■ **DO THIS**:
Identify the lines that contain the word "React", then copy them.
⁂
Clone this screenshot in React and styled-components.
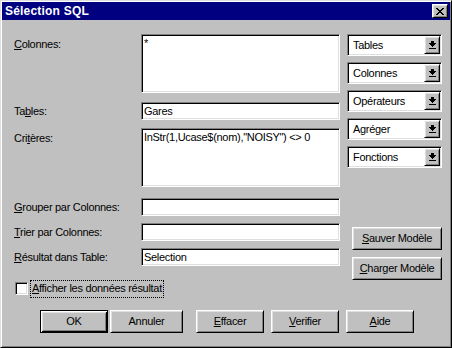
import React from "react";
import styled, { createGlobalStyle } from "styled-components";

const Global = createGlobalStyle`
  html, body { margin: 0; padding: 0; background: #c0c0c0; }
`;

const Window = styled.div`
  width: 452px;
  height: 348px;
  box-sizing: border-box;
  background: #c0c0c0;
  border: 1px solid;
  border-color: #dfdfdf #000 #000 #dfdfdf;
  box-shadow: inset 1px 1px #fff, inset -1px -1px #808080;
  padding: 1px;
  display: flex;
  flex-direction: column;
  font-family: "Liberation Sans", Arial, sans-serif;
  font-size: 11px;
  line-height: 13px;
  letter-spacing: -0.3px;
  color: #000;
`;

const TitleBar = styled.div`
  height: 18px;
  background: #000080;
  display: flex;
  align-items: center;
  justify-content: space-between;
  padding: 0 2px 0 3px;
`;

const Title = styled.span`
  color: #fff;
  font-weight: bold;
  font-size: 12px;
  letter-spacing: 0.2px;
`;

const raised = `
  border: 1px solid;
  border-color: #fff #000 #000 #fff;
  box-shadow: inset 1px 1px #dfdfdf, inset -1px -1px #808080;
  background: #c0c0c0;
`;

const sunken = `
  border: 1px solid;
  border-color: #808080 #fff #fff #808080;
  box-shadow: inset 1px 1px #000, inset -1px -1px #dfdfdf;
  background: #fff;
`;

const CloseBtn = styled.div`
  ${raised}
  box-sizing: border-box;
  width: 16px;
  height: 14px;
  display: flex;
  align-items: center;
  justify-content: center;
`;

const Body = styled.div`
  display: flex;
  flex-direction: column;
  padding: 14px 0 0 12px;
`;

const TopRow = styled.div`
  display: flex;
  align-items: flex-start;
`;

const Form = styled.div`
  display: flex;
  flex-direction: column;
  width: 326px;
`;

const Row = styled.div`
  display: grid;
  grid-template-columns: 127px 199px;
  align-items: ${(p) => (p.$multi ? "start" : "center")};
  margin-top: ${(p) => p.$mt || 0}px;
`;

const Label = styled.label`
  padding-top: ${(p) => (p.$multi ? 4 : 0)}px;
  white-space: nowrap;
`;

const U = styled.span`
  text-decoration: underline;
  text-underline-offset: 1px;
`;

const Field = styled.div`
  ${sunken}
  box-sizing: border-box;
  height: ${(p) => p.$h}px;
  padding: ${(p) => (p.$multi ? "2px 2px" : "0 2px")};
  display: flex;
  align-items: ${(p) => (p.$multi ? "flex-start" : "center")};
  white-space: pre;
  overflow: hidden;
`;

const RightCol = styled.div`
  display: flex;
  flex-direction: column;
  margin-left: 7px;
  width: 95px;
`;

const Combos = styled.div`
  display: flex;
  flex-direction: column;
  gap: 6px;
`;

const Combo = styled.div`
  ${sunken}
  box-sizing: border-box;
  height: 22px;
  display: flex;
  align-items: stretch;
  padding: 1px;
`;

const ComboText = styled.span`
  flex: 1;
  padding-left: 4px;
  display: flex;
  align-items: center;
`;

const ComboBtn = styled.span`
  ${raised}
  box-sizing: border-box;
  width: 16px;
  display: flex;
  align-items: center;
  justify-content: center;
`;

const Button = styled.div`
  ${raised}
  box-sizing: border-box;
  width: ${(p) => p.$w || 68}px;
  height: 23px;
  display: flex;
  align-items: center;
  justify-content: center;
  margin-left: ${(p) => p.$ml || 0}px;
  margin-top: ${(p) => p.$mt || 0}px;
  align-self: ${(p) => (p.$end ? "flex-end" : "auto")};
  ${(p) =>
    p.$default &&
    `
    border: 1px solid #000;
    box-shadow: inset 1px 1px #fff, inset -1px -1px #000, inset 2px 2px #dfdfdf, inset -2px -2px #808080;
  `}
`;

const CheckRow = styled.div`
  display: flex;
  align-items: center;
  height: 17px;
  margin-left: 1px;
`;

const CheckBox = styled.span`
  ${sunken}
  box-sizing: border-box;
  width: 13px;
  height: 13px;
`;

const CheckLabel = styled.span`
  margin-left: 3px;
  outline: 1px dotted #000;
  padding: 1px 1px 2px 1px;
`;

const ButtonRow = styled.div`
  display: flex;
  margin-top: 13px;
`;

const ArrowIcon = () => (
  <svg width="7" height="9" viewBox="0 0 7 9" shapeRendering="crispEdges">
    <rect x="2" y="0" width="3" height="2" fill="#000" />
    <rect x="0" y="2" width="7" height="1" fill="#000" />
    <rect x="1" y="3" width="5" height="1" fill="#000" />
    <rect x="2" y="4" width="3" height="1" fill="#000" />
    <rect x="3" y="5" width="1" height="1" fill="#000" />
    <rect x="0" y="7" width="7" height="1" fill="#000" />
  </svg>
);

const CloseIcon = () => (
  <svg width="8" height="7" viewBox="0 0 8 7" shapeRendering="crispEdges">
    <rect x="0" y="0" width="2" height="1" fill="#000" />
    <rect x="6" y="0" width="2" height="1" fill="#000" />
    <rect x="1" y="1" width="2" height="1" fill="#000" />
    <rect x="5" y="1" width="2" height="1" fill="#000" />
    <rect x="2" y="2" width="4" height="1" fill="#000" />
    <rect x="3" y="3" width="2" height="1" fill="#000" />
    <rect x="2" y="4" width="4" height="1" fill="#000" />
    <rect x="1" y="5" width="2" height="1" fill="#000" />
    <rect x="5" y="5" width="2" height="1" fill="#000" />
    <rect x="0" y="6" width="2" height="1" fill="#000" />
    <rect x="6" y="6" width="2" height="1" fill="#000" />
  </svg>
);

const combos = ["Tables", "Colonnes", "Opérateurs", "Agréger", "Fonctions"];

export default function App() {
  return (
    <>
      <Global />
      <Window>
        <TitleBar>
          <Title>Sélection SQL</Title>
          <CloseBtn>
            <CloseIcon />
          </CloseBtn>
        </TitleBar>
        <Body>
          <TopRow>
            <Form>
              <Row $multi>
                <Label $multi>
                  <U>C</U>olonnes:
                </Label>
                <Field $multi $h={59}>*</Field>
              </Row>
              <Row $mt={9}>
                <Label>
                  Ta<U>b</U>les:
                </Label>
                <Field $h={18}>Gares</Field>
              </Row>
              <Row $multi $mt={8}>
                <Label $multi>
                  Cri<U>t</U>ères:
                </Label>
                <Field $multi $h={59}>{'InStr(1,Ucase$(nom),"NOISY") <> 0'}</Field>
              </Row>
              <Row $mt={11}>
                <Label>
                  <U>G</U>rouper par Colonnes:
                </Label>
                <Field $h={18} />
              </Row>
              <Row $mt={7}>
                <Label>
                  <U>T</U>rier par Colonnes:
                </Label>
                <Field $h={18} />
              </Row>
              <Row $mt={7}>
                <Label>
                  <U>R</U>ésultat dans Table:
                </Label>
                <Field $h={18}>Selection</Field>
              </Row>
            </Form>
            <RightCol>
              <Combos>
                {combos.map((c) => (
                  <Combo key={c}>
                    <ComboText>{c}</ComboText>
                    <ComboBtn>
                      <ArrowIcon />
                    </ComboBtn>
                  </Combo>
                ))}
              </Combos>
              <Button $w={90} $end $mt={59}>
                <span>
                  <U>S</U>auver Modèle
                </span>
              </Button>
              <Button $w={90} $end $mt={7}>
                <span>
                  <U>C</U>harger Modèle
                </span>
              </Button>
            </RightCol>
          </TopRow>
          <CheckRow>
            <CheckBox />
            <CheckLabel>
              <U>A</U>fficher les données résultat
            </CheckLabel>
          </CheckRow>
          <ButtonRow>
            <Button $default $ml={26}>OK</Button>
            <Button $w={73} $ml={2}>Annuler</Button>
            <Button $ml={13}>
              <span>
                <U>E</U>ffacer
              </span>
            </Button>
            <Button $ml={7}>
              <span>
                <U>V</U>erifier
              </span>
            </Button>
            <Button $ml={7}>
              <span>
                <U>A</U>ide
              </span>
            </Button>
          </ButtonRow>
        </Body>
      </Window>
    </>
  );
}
⁂
■ **WRITTEN REPLY**:
Clone this screenshot in React and styled-components.
import React from "react";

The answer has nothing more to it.